[START Data supplied]

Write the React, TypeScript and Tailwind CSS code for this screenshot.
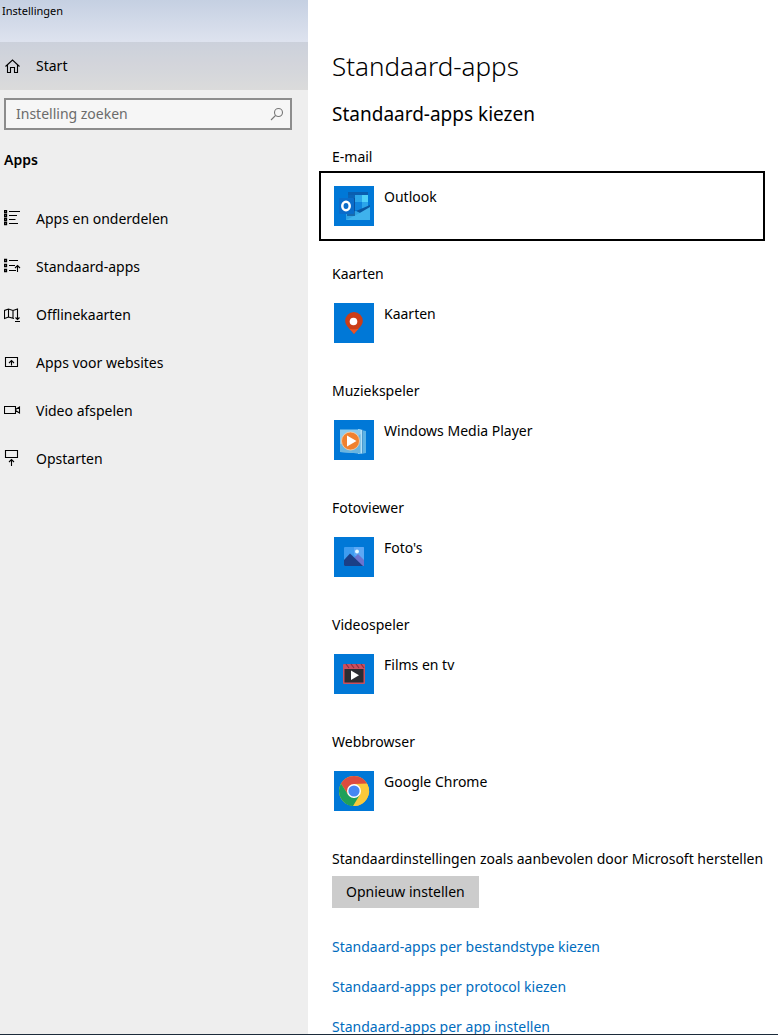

[END Data supplied]
[START Data supplied]

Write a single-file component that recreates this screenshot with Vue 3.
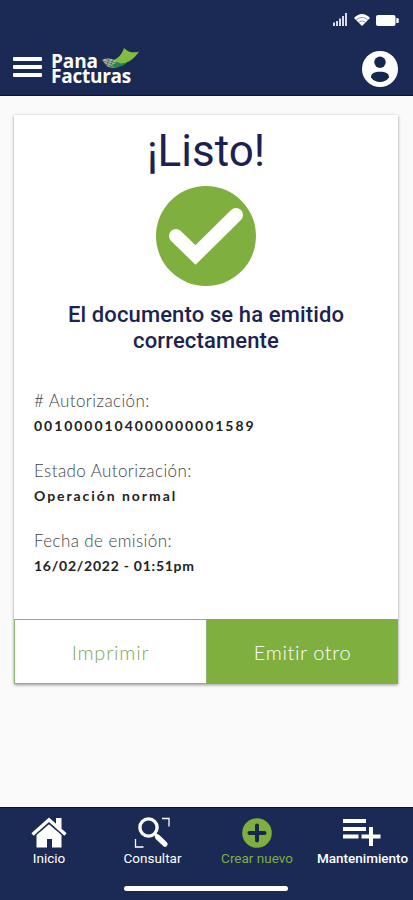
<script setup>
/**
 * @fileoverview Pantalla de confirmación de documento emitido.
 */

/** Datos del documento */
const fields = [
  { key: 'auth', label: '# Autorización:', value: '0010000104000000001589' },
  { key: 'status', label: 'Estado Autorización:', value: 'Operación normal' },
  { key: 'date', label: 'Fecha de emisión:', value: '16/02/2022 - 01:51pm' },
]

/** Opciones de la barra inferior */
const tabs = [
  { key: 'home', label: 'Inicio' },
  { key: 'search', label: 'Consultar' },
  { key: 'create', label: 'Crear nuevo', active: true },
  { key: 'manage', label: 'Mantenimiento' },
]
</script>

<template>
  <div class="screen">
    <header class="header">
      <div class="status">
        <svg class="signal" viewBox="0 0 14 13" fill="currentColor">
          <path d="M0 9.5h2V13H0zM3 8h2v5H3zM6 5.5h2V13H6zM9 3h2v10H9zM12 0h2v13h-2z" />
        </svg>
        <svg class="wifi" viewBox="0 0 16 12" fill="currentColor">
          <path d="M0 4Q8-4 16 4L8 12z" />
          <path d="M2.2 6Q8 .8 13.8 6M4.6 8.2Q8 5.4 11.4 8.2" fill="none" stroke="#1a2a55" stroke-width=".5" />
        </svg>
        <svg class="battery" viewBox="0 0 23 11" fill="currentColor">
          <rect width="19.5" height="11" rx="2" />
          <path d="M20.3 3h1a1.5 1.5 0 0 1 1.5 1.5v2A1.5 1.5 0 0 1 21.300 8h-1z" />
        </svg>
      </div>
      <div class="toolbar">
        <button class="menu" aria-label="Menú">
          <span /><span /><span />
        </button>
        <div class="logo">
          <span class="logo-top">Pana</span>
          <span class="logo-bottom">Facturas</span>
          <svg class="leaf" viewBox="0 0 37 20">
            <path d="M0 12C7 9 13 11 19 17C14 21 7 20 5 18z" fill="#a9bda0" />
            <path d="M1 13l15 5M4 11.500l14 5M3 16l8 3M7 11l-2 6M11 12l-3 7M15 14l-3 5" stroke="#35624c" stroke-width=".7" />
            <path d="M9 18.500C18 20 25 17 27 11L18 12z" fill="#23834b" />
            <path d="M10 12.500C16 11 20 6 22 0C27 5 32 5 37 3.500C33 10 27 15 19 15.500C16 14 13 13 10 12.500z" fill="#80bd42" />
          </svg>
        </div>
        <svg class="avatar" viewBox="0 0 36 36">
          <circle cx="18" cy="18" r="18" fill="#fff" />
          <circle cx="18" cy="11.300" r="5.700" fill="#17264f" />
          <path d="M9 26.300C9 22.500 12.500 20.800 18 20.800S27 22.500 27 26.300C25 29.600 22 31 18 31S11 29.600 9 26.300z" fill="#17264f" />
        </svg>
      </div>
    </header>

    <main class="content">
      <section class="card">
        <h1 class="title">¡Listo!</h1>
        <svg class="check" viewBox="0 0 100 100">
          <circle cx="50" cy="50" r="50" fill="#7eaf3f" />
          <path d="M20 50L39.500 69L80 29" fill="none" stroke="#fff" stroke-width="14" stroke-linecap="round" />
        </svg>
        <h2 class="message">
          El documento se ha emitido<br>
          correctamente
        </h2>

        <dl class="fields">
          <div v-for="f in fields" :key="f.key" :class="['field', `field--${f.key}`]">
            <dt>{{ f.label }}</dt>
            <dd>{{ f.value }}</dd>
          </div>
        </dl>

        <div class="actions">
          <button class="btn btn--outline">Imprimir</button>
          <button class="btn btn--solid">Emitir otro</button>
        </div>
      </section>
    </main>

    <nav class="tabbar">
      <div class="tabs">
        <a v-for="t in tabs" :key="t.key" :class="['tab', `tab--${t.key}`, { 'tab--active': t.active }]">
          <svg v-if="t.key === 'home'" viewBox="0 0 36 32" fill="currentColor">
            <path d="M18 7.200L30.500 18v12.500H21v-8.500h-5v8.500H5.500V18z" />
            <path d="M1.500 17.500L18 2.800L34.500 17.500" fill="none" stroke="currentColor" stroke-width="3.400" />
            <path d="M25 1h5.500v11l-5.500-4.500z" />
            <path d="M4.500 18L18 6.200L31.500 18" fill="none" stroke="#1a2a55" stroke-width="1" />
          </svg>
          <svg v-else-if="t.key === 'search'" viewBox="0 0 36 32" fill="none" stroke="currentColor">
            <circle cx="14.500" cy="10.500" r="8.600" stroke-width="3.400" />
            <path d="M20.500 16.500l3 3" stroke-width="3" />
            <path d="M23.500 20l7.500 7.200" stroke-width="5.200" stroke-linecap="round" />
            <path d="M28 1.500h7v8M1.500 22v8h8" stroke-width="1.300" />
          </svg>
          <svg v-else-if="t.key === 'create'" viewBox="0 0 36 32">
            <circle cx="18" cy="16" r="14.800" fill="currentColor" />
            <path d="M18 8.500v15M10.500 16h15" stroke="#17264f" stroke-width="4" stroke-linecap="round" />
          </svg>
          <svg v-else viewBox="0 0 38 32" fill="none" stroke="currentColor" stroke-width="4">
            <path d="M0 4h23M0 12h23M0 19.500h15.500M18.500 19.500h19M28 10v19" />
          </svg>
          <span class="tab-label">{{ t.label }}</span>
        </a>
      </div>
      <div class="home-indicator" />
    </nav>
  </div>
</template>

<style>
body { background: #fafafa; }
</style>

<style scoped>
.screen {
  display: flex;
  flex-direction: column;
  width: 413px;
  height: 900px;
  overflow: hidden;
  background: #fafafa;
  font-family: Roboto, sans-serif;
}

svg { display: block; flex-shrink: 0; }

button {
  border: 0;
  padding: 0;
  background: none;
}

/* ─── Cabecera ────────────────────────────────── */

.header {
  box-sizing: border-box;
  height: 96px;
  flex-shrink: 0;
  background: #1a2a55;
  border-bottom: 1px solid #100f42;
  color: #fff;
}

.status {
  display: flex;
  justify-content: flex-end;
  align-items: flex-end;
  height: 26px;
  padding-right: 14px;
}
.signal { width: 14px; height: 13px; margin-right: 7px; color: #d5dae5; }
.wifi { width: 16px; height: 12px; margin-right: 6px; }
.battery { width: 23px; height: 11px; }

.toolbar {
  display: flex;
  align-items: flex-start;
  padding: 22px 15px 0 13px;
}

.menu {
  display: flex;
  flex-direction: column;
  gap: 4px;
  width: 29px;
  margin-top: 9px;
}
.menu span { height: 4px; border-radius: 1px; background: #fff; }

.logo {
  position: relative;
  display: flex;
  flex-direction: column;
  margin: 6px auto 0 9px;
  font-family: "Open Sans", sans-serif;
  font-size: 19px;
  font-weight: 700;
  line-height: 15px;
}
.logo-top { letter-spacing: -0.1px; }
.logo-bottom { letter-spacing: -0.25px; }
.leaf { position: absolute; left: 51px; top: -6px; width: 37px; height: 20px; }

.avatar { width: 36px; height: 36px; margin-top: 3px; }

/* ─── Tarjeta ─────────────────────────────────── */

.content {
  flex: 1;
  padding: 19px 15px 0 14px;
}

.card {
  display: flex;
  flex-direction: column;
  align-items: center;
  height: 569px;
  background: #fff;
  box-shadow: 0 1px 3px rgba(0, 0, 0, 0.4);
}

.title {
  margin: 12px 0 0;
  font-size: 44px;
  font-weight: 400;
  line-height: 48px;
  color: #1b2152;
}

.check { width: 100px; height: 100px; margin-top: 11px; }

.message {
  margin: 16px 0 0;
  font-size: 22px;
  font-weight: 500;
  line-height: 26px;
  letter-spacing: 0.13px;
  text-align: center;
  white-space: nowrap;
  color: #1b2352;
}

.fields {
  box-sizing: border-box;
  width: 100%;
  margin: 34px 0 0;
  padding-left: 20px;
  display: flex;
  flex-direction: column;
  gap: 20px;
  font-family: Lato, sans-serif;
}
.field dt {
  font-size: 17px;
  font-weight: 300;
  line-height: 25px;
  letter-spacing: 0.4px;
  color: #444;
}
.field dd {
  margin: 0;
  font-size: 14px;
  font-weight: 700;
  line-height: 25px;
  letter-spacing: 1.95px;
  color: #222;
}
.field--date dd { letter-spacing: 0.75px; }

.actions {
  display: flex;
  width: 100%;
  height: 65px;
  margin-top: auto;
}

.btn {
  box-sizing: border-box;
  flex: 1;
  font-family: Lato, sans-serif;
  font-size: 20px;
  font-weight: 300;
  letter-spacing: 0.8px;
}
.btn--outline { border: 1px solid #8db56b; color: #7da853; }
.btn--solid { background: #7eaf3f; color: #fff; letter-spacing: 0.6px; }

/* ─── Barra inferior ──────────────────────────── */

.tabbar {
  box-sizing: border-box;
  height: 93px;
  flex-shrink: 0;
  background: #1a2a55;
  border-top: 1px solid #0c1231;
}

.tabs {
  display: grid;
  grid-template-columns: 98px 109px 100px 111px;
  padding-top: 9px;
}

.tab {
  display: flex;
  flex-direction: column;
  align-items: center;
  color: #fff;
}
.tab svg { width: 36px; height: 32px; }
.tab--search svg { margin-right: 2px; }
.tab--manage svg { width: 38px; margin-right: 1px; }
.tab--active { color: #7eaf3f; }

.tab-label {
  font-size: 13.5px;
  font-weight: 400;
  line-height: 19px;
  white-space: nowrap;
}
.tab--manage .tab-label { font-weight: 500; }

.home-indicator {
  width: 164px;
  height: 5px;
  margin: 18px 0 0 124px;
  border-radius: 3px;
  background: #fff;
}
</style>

[END Data supplied]
[START Data supplied]

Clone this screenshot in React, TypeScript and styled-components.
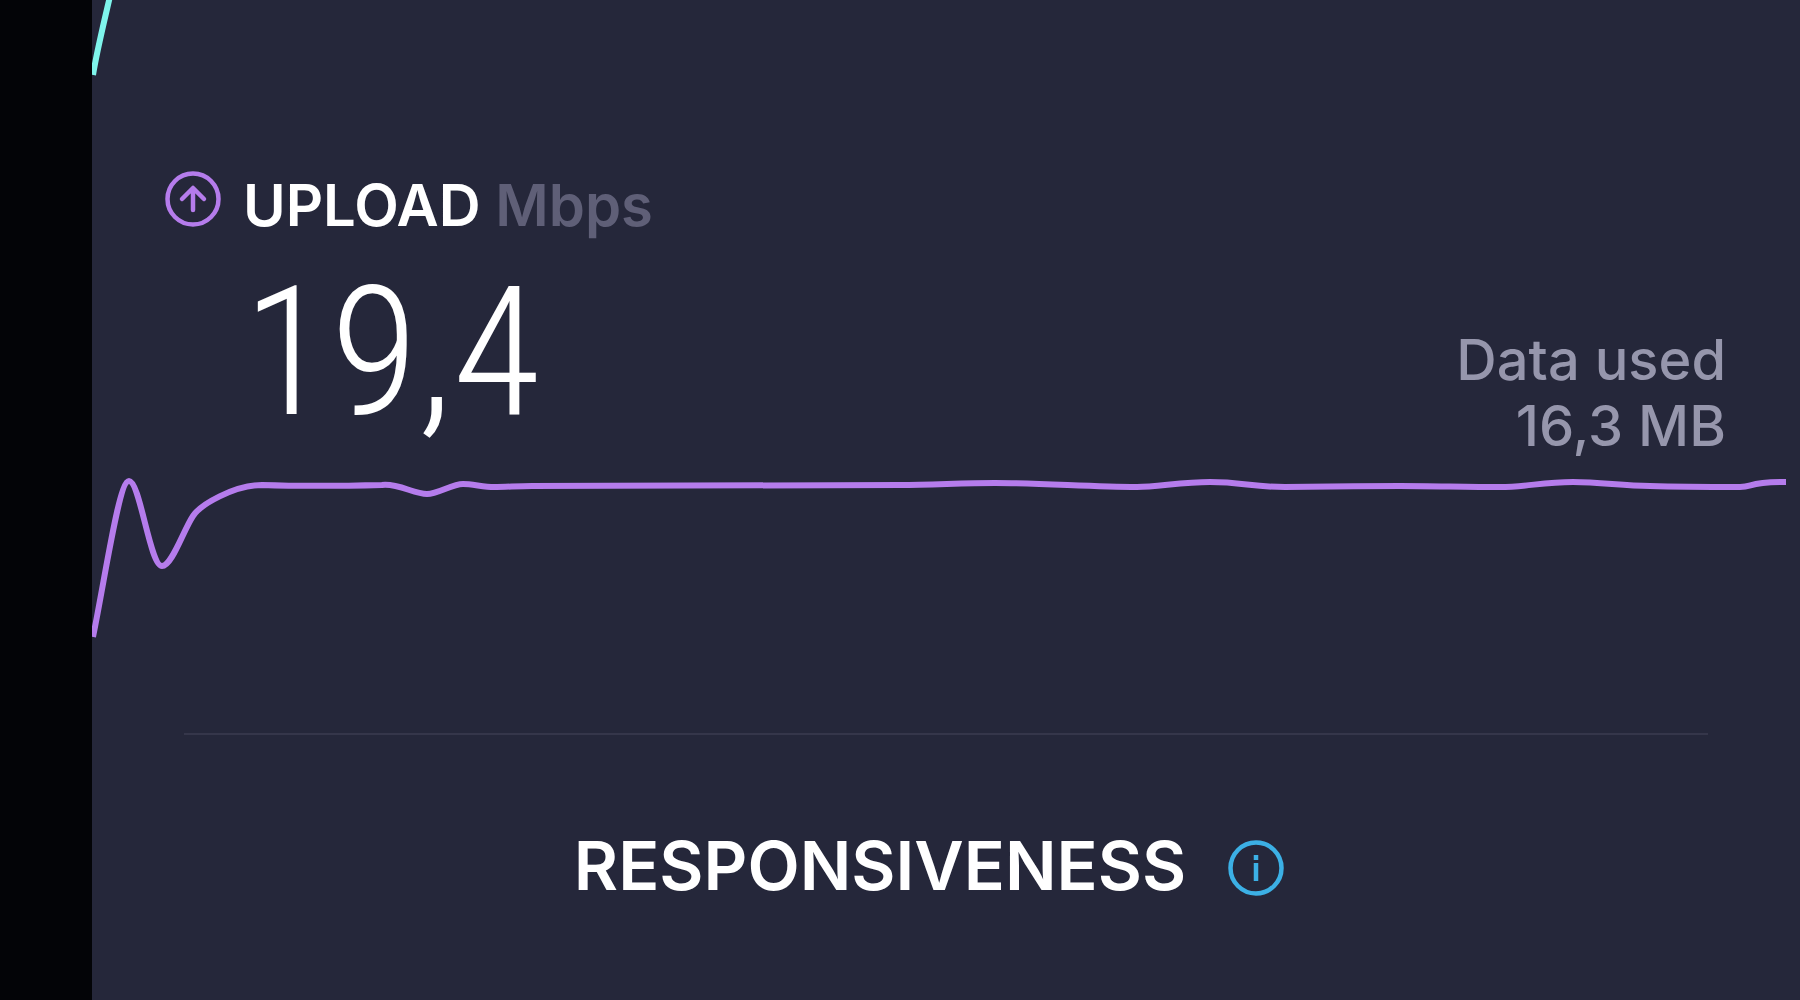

[END Data supplied]

Exercise aim:
In the entries above, identify every line with the word "Write". Copy those lines.

Correct result:
Write the React, TypeScript and Tailwind CSS code for this screenshot.
Write a single-file component that recreates this screenshot with Vue 3.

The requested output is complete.